The mainframe in financial services is heavily utilized... and even that is a massive understatement. At my company, the mainframe serves as our core trading platform and is where we conduct all our 401K management and custodial activities. An outage in the systems or applications that depend on the mainframe is to be avoided at all costs. This is no simple task, but with AIOps, we are able to get ahead of the curve - predicting, analyzing, and resolving potential issues before they have a business impact.

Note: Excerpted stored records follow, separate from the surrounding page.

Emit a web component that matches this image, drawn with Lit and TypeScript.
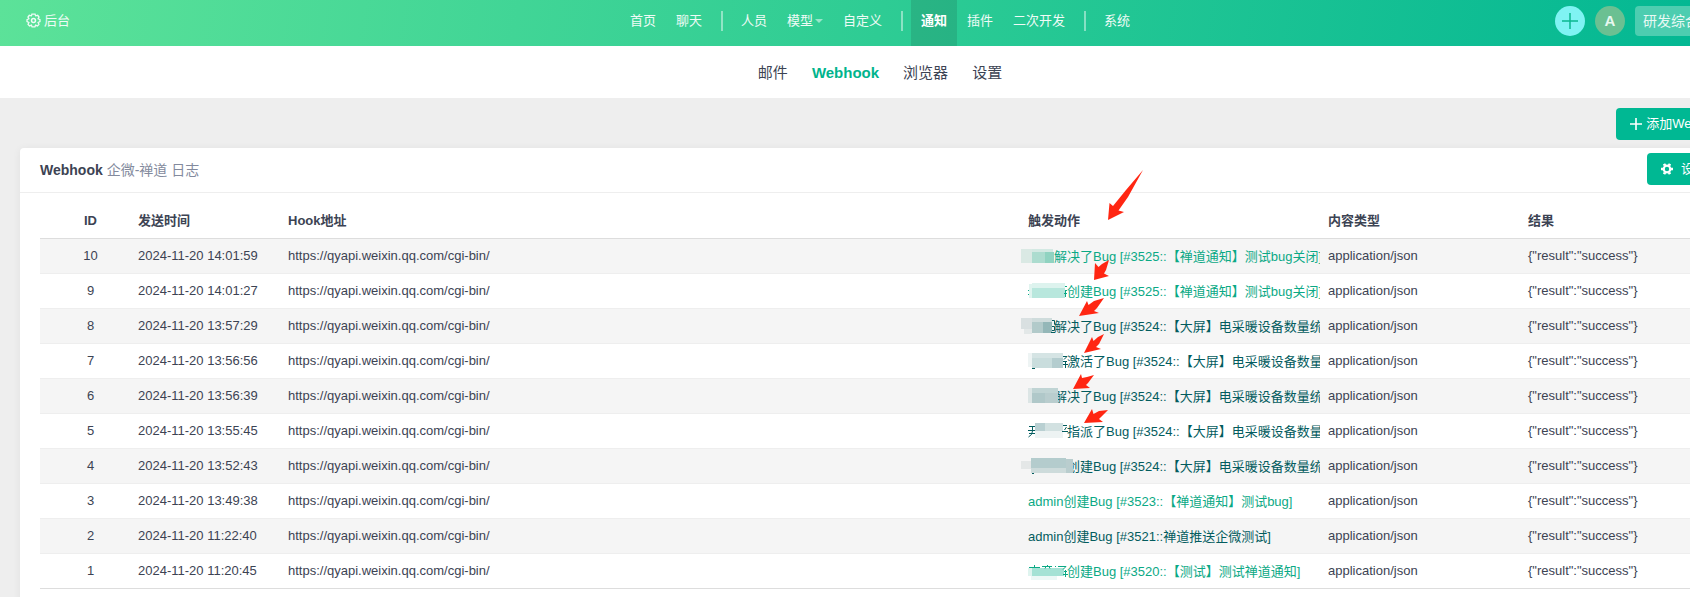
import { LitElement, html, css, svg, nothing } from "lit";
import { customElement } from "lit/decorators.js";

type Patch = [number, number, number, number, string];
interface LogRow {
  id: number;
  time: string;
  tone: "new" | "seen";
  masked: number;
  text: string;
  patches: Patch[];
  ink?: string;
}

const HOOK = "https://qyapi.weixin.qq.com/cgi-bin/";
const LONG = "Bug [#3524::【大屏】电采暖设备数量统计";

/* Each masked name is a set of tinted blocks [x, y, width, height, colour] plus the strokes left showing. */
const ROWS: LogRow[] = [
  { id: 10, time: "2024-11-20 14:01:59", tone: "new", masked: 2, text: "解决了Bug [#3525::【禅道通知】测试bug关闭]",
    patches: [[0, 1, 11, 14, "#dae9e4"], [11, 1, 21, 3, "#d3e9e3"], [11, 4, 13, 11, "#acdccf"], [24, 4, 9, 11, "#90d3c1"]] },
  { id: 9, time: "2024-11-20 14:01:27", tone: "new", masked: 3, text: "创建Bug [#3525::【禅道通知】测试bug关闭]",
    patches: [[8, 1, 3, 14, "#e0f4ef"], [11, 0, 33, 5, "#ddf3ee"], [11, 5, 33, 10, "#b8e7dd"]],
    ink: "M7 7.500h1M7 11.500h1M44 3.500h2M44 7.500h2M43 10.500h3M44.500 8v6" },
  { id: 8, time: "2024-11-20 13:57:29", tone: "seen", masked: 2, text: `解决了${LONG}`,
    patches: [[0, 0, 11, 11, "#d9e0e1"], [3, 11, 8, 5, "#e3e8e8"], [11, 0, 20, 4, "#cfdcdc"], [11, 4, 11, 11, "#b2caca"], [22, 4, 9, 11, "#94b7b8"]],
    ink: "M31 2.500h2.500v4M31 8.500h2.500v4h-2.500M30 14.500h4" },
  { id: 7, time: "2024-11-20 13:56:56", tone: "seen", masked: 3, text: `激活了${LONG}`,
    patches: [[7, 0, 4, 14, "#eef4f4"], [11, 0, 31, 5, "#d5e4e4"], [11, 5, 20, 10, "#c9dddd"], [31, 5, 11, 10, "#b4cdcf"]],
    ink: "M11 15.500h3M42 3.500h4l-3 3M42 8.500h4M42 11.500h5M44.500 8v7" },
  { id: 6, time: "2024-11-20 13:56:39", tone: "seen", masked: 2, text: `解决了${LONG}`,
    patches: [[7, 0, 4, 15, "#dce5e5"], [11, 0, 26, 5, "#c0d4d4"], [11, 5, 13, 10, "#b0c8c9"], [24, 5, 13, 10, "#b9cdce"]] },
  { id: 5, time: "2024-11-20 13:55:45", tone: "seen", masked: 3, text: `指派了${LONG}`,
    patches: [[14, 0, 10, 8, "#b9d0d2"], [24, 0, 18, 8, "#d2e1e1"], [14, 8, 28, 7, "#edf3f3"]],
    ink: "M8 3.500h6M7 7.500h7M8 10.500h6M11.500 4v4q0 4-4 6M42 2.500h4M45.500 4l-2 3M41 8.500h6" },
  { id: 4, time: "2024-11-20 13:52:43", tone: "seen", masked: 3, text: `创建${LONG}`,
    patches: [[0, 3, 10, 8, "#e4e7e7"], [10, 0, 35, 10, "#b4cccd"], [10, 10, 35, 5, "#cddbdb"], [45, 1, 7, 14, "#b9cdce"]],
    ink: "M11 15.500h2" },
  { id: 3, time: "2024-11-20 13:49:38", tone: "new", masked: 0, text: "admin创建Bug [#3523::【禅道通知】测试bug]", patches: [] },
  { id: 2, time: "2024-11-20 11:22:40", tone: "seen", masked: 0, text: "admin创建Bug [#3521::禅道推送企微测试]", patches: [] },
  { id: 1, time: "2024-11-20 11:20:45", tone: "new", masked: 3, text: "创建Bug [#3520::【测试】测试禅道通知]",
    patches: [[7, 5, 4, 8, "#dff4ef"], [11, 5, 32, 8, "#a5e2d5"], [10, 13, 26, 4, "#ecf8f6"]],
    ink: "M8 4.500h11M13.500 2v3M21 3.500h10M26.500 2v2M24 5.500l1-2M29 5.500l-1-2M34 3.500h1M37 3.500h8l-3 3M43 8.500h3M42 11.500h5M44.500 7v7" },
];

const NAV: { label: string; active?: boolean; caret?: boolean; sep?: boolean }[] = [
  { label: "首页" }, { label: "聊天" }, { label: "", sep: true },
  { label: "人员" }, { label: "模型", caret: true }, { label: "自定义" }, { label: "", sep: true },
  { label: "通知", active: true }, { label: "插件" }, { label: "二次开发" }, { label: "", sep: true },
  { label: "系统" },
];

const gearOutline = html`<svg class="gear" viewBox="0 0 16 16" aria-hidden="true">
  <path d="M6.300 1.200h3.400l.5 1.800 2.300-.6 1.400 1.900-1 1.800 2 1v2l-2 1 .9 2-1.600 1.700-2-.8-.7 1.800H6.500l-.7-1.800-2 .8-1.600-1.700.9-2-2-1v-2l2-1-1-1.800 1.400-1.900 2.300.6z" fill="none" stroke="currentColor" stroke-width="1.400"/>
  <circle cx="8" cy="8" r="2.100" fill="none" stroke="currentColor" stroke-width="1.600"/></svg>`;

@customElement("app-root")
export class AppRoot extends LitElement {
  static styles = css`
    :host { display: block; overflow: hidden; min-height: 100vh; background: #eee;
      font: 13px/20px "Liberation Sans", "Noto Sans CJK SC", sans-serif; color: #3c4353; }
    * { box-sizing: border-box; }
    a { color: inherit; text-decoration: none; }
    button { font: inherit; border: 0; cursor: pointer; }
    .page { position: relative; min-width: 1760px; }
    .header { display: grid; grid-template-columns: 1fr auto 1fr; height: 46px;
      background: linear-gradient(100deg, #5ce299, #2ecc94 50%, #00b693); color: #effbf6; }
    .home { display: flex; align-items: center; gap: 3px; padding: 0 26px 5px; }
    .gear { width: 15px; height: 15px; }
    .nav { display: flex; }
    .nav a { display: flex; align-items: center; gap: 2px; padding: 0 10px 5px; }
    .nav a.active { background: rgba(30, 90, 70, .2); font-weight: 700; color: #fff; }
    .sep { width: 2px; height: 20px; margin: 11px 8px 0 9px; background: rgba(255, 255, 255, .45); }
    .caret { width: 7px; border: solid transparent; border-width: 4px 4px 0; border-top-color: rgba(255, 255, 255, .5); }
    .tools { display: flex; justify-content: flex-end; gap: 10px; padding: 6px 20px 10px 0; }
    .round { display: grid; place-items: center; width: 30px; height: 30px; padding: 0; border-radius: 50%; }
    .create { background: #7ff3f3; color: #0cb890; }
    .avatar { background: #6bc092; color: #e8f8f0; font-size: 15px; font-weight: 700; }
    .vision { width: 105px; height: 30px; padding: 0 8px; border-radius: 4px; text-align: left; white-space: nowrap;
      background: #4dcdb0; color: #e8f9f4; font-size: 14px; }
    .subnav { display: flex; justify-content: center; gap: 24px; height: 52px; padding-top: 17px; background: #fff;
      font-size: 15px; }
    .subnav .active { color: #00b48d; font-weight: 700; }
    .toolbar { display: flex; justify-content: flex-end; padding: 10px 20px 8px; }
    .primary { display: flex; align-items: center; gap: 4px; height: 32px; padding: 0 13px 1px 14px; border-radius: 4px;
      background: #00b893; color: #fff; }
    .panel { margin: 0 20px; background: #fff; border-radius: 4px 4px 0 0; box-shadow: 0 1px 8px rgba(0, 0, 0, .06);
      padding-bottom: 20px; }
    .heading { display: flex; align-items: center; height: 45px; padding: 0 20px 2px; border-bottom: 1px solid #eee; }
    .heading h1 { flex: 1; margin: 0; padding-top: 2px; font-size: 14px; font-weight: 700; }
    .heading small { font-size: 14px; font-weight: 400; color: #838a9d; }
    .heading .primary { gap: 8px; }
    .body { padding: 11px 20px 0; }
    table { width: 100%; table-layout: fixed; border-collapse: collapse; border-bottom: 1px solid #ddd; }
    th, td { padding: 7px 8px; overflow: hidden; text-align: left; white-space: nowrap; line-height: 20px; }
    th { border-bottom: 1px solid #ddd; font-weight: 700; }
    td { border-bottom: 1px solid #eee; }
    tbody tr:nth-child(odd) { background: #f5f5f5; }
    tbody tr:last-child td { border-bottom-color: #ddd; }
    .c-id { width: 90px; padding-left: 19px; text-align: center; }
    .c-time { width: 150px; }
    .c-action { width: 300px; }
    .c-type, .c-result { width: 200px; }
    td.action { padding: 8px 8px 6px; }
    .link { position: relative; }
    .new { color: #0ba985; }
    .seen { color: #035c5e; }
    .m2, .m3 { display: inline-block; width: 26px; }
    .m3 { width: 39px; }
    .mosaic { position: absolute; left: -7px; top: -1px; width: 56px; height: 18px; }
    .marks { position: absolute; left: 0; top: 0; width: 1760px; height: 597px; pointer-events: none; }
  `;

  private mask(r: LogRow) {
    if (!r.masked) return nothing;
    return html`<span class="m${r.masked}"></span><svg class="mosaic" viewBox="0 0 56 18" aria-hidden="true">
      ${r.patches.map(([x, y, w, h, c]) => svg`<rect x=${x} y=${y} width=${w} height=${h} fill=${c} />`)}
      ${r.ink ? svg`<path d=${r.ink} fill="none" stroke="currentColor" />` : nothing}</svg>`;
  }

  render() {
    return html`<div class="page">
      <header class="header">
        <a class="home" href="#">${gearOutline}<span>后台</span></a>
        <nav class="nav">${NAV.map((n) => n.sep ? html`<span class="sep"></span>`
          : html`<a href="#" class=${n.active ? "active" : ""}>${n.label}${n.caret ? html`<span class="caret"></span>` : nothing}</a>`)}</nav>
        <div class="tools">
          <button class="round create" aria-label="新建"><svg width="18" height="18" viewBox="0 0 18 18"><path d="M9 1v16M1 9h16" stroke="currentColor" stroke-width="1.500"/></svg></button>
          <button class="round avatar">A</button>
          <button class="vision">研发综合界面</button>
        </div>
      </header>
      <nav class="subnav">
        <a href="#">邮件</a><a href="#" class="active">Webhook</a><a href="#">浏览器</a><a href="#">设置</a>
      </nav>
      <div class="toolbar">
        <button class="primary"><svg width="12" height="12" viewBox="0 0 12 12"><path d="M6 0v12M0 6h12" stroke="#fff" stroke-width="1.600"/></svg>添加Webhook</button>
      </div>
      <main class="panel">
        <div class="heading">
          <h1>Webhook <small>企微-禅道 日志</small></h1>
          <button class="primary"><svg width="12" height="12" viewBox="0 0 12 12"><circle cx="6" cy="6" r="3.300" fill="none" stroke="#fff" stroke-width="2.200"/><path d="M12 6h-2M2 6h-2M9 11.200l-1-1.700M4 2.500l-1-1.700M3 11.200l1-1.700M8 2.500l1-1.700" stroke="#fff" stroke-width="2.600"/></svg>设置</button>
        </div>
        <div class="body">
          <table>
            <thead><tr><th class="c-id">ID</th><th class="c-time">发送时间</th><th>Hook地址</th><th class="c-action">触发动作</th><th class="c-type">内容类型</th><th class="c-result">结果</th></tr></thead>
            <tbody>${ROWS.map((r) => html`<tr>
              <td class="c-id">${r.id}</td><td>${r.time}</td><td>${HOOK}</td>
              <td class="action"><a href="#" class="link ${r.tone}">${this.mask(r)}${r.text}</a></td>
              <td>application/json</td><td>{"result":"success"}</td></tr>`)}</tbody>
          </table>
        </div>
      </main>
      <svg class="marks" viewBox="0 0 1760 597" fill="#ff2612" aria-hidden="true">
        <path d="M1143 170L1128 197 1118.500 210.500 1124 212 1108 220 1109.500 203 1113 206 1126 190z"/>
        <path d="M1109 260L1106 270 1104 273.500 1109 276 1094 280 1095 263 1098.500 267 1102 264z"/>
        <path d="M1104 298L1097 308 1094 311 1099 313 1079 316 1087 301 1088.500 305 1094 301z"/>
        <path d="M1104 334L1099 344 1096 347 1101 349 1084 353 1092 337 1093.500 341 1098 337z"/>
        <path d="M1094 375L1088 383 1086 385 1090 388 1073 389 1081 374 1082 378 1087 377z"/>
        <path d="M1108 410L1101 417 1099 419 1103 422 1084 423 1092 409 1093.500 414 1099 411z"/>
      </svg>
    </div>`;
  }
}
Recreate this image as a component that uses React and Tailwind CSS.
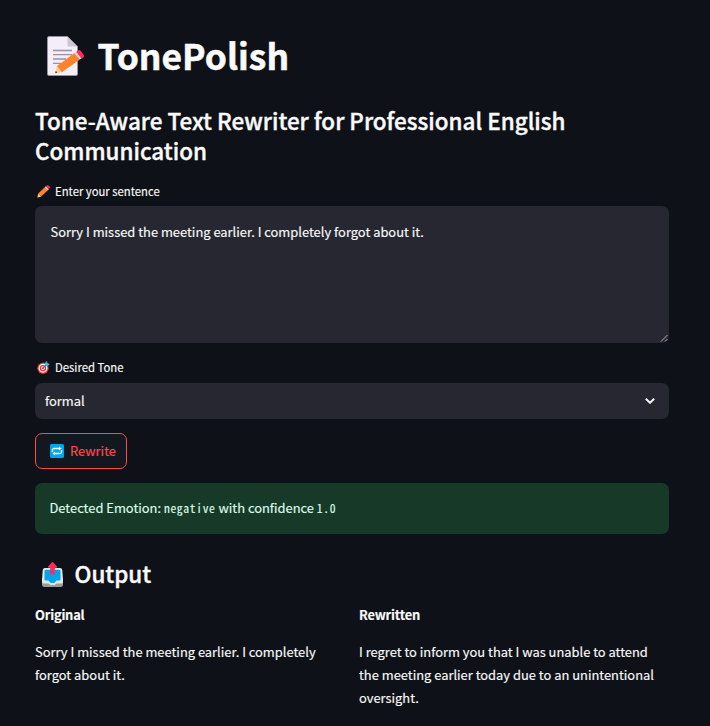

Building a mainframe AIOps powerhouse at my company has been a continuous journey. Consider this single example: we used to get 150K alerts per market day. There was no way of identifying which alerts were truly actionable and which were the result of factors as innocuous as Elon Musk tweeting about a certain stock. The signal-to-noise ratio was too high. Today, however, we average less than 5 or 6 alerts per market day on that system, and those alerts are associated with issues that could truly impact our customers and therefore our business. We can readily research and analyze this handful of alerts to determine if any remediation steps are necessary. We are no longer buried (and stressed out) by an avalanche of alerts. We can zero in on alerts that really matter, keeping the business running smoothly and delivering a great customer experience.
How did we move from an overwhelming 150K alerts per day to a very manageable half dozen? In partnership with Broadcom, we have been evolving our mainframe AIOps capabilities at my company. This evolution has involved five key actions implemented incrementally over the course of the past year:
- DECREASING ANOMALY SENSITIVITY
Academically, an anomaly is anything out of the ordinary. Practically, we only care about anomalies that could have a business or customer impact. We explained our needs to the Broadcom team and they made significant code changes to the AIOps machine learning algorithms in their software to decrease sensitivity to anomalies. Now, our thresholds are set at levels that have true meaning for us.
- FINE-TUNING ADVANCED MACHINE LEARNING PARAMETERS
The high-level code changes Broadcom made to decrease sensitivity to anomalies were deployed not only to us, but for the benefit of all their customers. However, we wanted something more: the capability to fine-tune advanced machine learning parameters on our own to align with our unique needs. Broadcom delivered, and we can now modify key parameters and thresholds on demand. This is AIOps at its best, because it combines machine learning and domain expertise based on our specific environment and business needs.
- TURNING OFF ALERTS THAT DON'T MATTER
Candidly, there are some alerts that we just don't care about. We don't want to see them - ever. Using an alert suppression utility, we specify metrics that we do not want to be bothered with. For instance, I don't particularly care that a CICS server isn't performing as many transactions per second as it normally does (because we might not be getting as much traffic), but I really care whenever it starts running a lot of transactions per second higher, because that could cause an issue further down the line.
- CLUSTERING ALERTS
Given that some situations are only worthy of attention when they are coupled with other situations, the clustering of alerts is also key in helping to reduce alert noise. For example, instead of seeing thirty individual alerts from MQ, CICS, and Db2 and not realizing immediately that they all relate to a single issue, we get one alert that shows the thirty different red flags that relate to it. This provides us with a clear view of how alerts are interconnected and what actions need to be taken. In another form of clustering, we use a multi-metric rules utility to combine several metrics together so that we are only alerted if all the conditions for the rule are true.
- AUTO-DISCOVERING MAINFRAME TOPOLOGY
Topology tools that require manual effort are widely used; where I work, however, we are going beyond traditional solutions by partnering with Broadcom to develop the ability to auto-discover mainframe topology. The goal is that by using a new dynamic mainframe topology that can automatically update itself, our team members from multiple domains would be able to instantly focus on the same real-time view of our environment and rapidly collaborate to speed issue resolution. The auto-discovery capability will enable both new team members and seasoned experts to gain an in-depth understanding of our mainframe environment while providing visibility that reflects our real-time environment.
The actions we have taken to evolve our AIOps capabilities allow us to become truly predictive and proactive in how we operate. We can pinpoint areas that need small tune ups, take the necessary steps, and eliminate issues before they are noticed or become problematic. The application developers who rely on me and my team are thrilled, because they can do their work without encountering any hitches or hang-ups along the way.
Ultimately, AIOps is not just about technology - it is about partnership. Each of the above actions took place in the context of our team collaborating with the Broadcom team to share ideas for innovations and enhancements. We regularly explore and refine new features and capabilities together. We plan implementations carefully to optimize outcomes. Through our partnership with Broadcom, we have made huge strides in alerting and predictive forecasting that help us attain our business goals and objectives. We are truly ahead of the curve - and that's where we plan to stay.